E4G: Do you foresee a time when GA could be applicable — or useful — in mobile applications and games, say, if processed through the Kepler K1 architecture?
Zuofu: Absolutely, some of the best audio-only games (Papa Sangre, among others) are on the mobile platform, partially because of proliferation of headphones and also because of the lack of traditional controls on the platform encourages more experimental games rather than ports of AAA titles. GA could add another dimension to games like Papa Sangre (for example, being able to detect a wall in the near field using only sound). It would also be interesting for some of the more social situations we’ve already touched upon, like in a virtual world-type application. Mobile’s unique sensors (GPS, accelerometers, cameras, etc) allow for games like virtual worlds to be integrated with augmented reality and VR, and GA adds another degree of immersion to these applications.
E4G: What other topics and sessions at GTC 2014 are you interesting in checking out, both from the perspective as an engineer and a gamer?

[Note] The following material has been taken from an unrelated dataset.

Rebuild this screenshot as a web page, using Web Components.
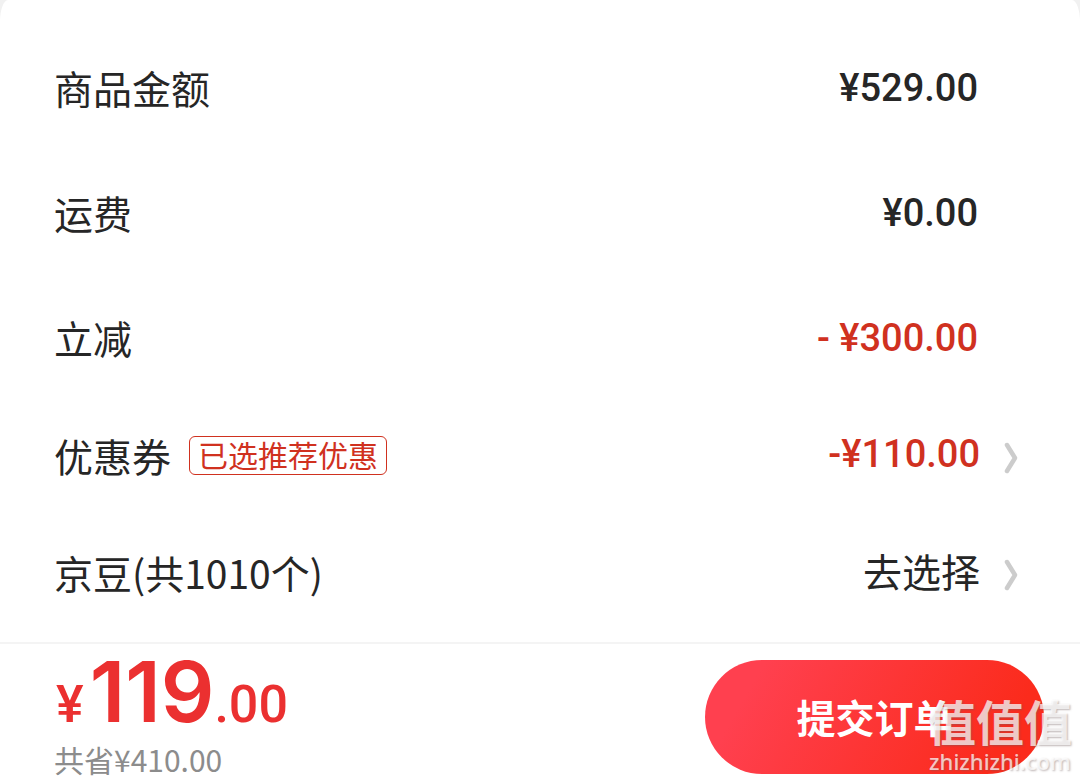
<!DOCTYPE html>
<html lang="zh-CN">
<head>
<meta charset="utf-8">
<meta name="viewport" content="width=device-width, initial-scale=1">
<title>提交订单</title>
<style>
html { background: #f1f1f1; }
body {
  margin: 0;
  font-family: "Noto Sans CJK SC", sans-serif;
  color: #262626;
  --price-font: Roboto, "Noto Sans CJK SC", sans-serif;
  --discount: #d0311f;
  --total: #eb3030;
}
</style>
</head>
<body>
<order-checkout>
  <fee-row label="商品金额"><price-text>¥529.00</price-text></fee-row>
  <fee-row label="运费"><price-text>¥0.00</price-text></fee-row>
  <fee-row label="立减"><price-text discount>- ¥300.00</price-text></fee-row>
  <fee-link label="优惠券"><coupon-tag slot="tag">已选推荐优惠</coupon-tag><price-text discount>-¥110.00</price-text></fee-link>
  <fee-link label="京豆(共1010个)">去选择</fee-link>
  <submit-bar slot="footer" whole="119" cents=".00" saved="共省¥410.00">提交订单</submit-bar>
</order-checkout>
<script>
class Base extends HTMLElement {
  constructor() {
    super();
    this.attachShadow({ mode: "open" }).innerHTML = this.constructor.markup.trim();
  }
  connectedCallback() {
    for (const part of this.shadowRoot.querySelectorAll("[data-from]")) {
      part.textContent = this.getAttribute(part.dataset.from);
    }
  }
}

customElements.define("order-checkout", class extends Base {
  static markup = `
    <style>
      :host { display: flex; flex-direction: column; min-height: 100vh; background: #fff; border-radius: 8px 8px 0 0 / 22px 22px 0 0; }
      main { flex: 1; display: flex; flex-direction: column; padding: 58px 0 40px; }
    </style>
    <main><slot></slot></main>
    <slot name="footer"></slot>`;
});

customElements.define("fee-row", class extends Base {
  static markup = `
    <style>
      :host { display: flex; justify-content: space-between; align-items: center; height: 58px; margin-bottom: 67px; padding: 0 102px 0 54px; font-size: 39px; line-height: 58px; }
      :host(:nth-of-type(3)) { margin-bottom: 60px; }
    </style>
    <span data-from="label"></span><slot></slot>`;
});

customElements.define("fee-link", class extends Base {
  static markup = `
    <style>
      :host { display: block; }
      :host(:first-of-type) { margin-bottom: 59px; }
      button { display: flex; align-items: center; width: 100%; height: 58px; padding: 0 62px 0 54px; border: 0; background: none; color: inherit; font: inherit; font-size: 39px; line-height: 58px; text-align: left; cursor: pointer; }
      .label { margin-right: 18px; }
      .value { margin: 0 24px 4px auto; }
      svg { display: block; width: 14px; height: 32px; margin-top: 6px; }
    </style>
    <button type="button">
      <span class="label" data-from="label"></span><slot name="tag"></slot>
      <span class="value"><slot></slot></span>
      <svg viewBox="0 0 14 32" fill="none" stroke="#ccc" stroke-width="4.5" stroke-linecap="round" stroke-linejoin="round" aria-hidden="true"><path d="M3 3 11 16 3 29"/></svg>
    </button>`;
});

customElements.define("price-text", class extends Base {
  static markup = `
    <style>
      :host { display: block; font-family: var(--price-font); font-size: 38px; font-weight: 500; line-height: 60px; white-space: nowrap; padding-top: 2px; }
      :host([discount]) { color: var(--discount); }
    </style>
    <slot></slot>`;
});

customElements.define("coupon-tag", class extends Base {
  static markup = `
    <style>
      :host { display: block; box-sizing: border-box; height: 39px; padding: 0 8px; border: 1px solid var(--discount); border-radius: 6px; color: var(--discount); font-size: 30px; line-height: 34px; }
    </style>
    <slot></slot>`;
});

customElements.define("submit-bar", class extends Base {
  static markup = `
    <style>
      :host { display: flex; justify-content: space-between; position: relative; box-sizing: border-box; height: 138px; padding: 16px 36px 6px 54px; border-top: 2px solid #f4f4f4; }
      .total { display: flex; align-items: baseline; height: 81px; padding-left: 2px; color: var(--total); font: 500 52px/64px var(--price-font); }
      .whole { margin-left: 6px; font-size: 84px; font-weight: 600; font-family: Inter, Roboto, sans-serif; }
      .saved { color: #8c8c8c; font-size: 30px; line-height: 36px; }
      button { width: 339px; height: 114px; padding: 0 0 2px; border: 0; border-radius: 57px; background: linear-gradient(120deg, #ff404f 15%, #fb2b1c 85%); color: #fff; font: 700 39px/58px "Noto Sans CJK SC", sans-serif; cursor: pointer; }
      site-mark { position: absolute; right: 8px; bottom: 8px; }
    </style>
    <div>
      <div class="total"><span>¥</span><span class="whole" data-from="whole"></span><span data-from="cents"></span></div>
      <div class="saved" data-from="saved"></div>
    </div>
    <button type="submit"><slot></slot></button>
    <site-mark></site-mark>`;
});

customElements.define("site-mark", class extends Base {
  static markup = `
    <style>
      :host { display: flex; flex-direction: column; align-items: center; pointer-events: none; color: rgba(255,255,255,.72); text-shadow: 1px 1px 2px rgba(110,90,90,.45); }
      .name { font-size: 48px; font-weight: 700; line-height: 60px; }
      .site { font: 500 22px/22px "Noto Sans", sans-serif; }
    </style>
    <span class="name">值值值</span>
    <span class="site">zhizhizhi.com</span>`;
});
</script>
</body>
</html>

Zuofu: Engineering wise, I’m always interested in looking at what other people are doing with signal processing; mostly for ideas to speed up avidengine. One of the related things that comes up all the time is the question: ‘when are games going to go to ray-traced rendering?’ It seems like every generation, ray-tracing gets faster, but then some smart person figures out how to get traditional (rasterized) graphics to do another graphical effect that we thought could only be done by ray-tracing. I find that sort of a parallel to my work in GA; every time we make another optimization, clever people figure out a way to make some more effects in a traditional context. I still think GA will get there, but there’s a reason why I said 8 years, even though the technology sounds quite good already.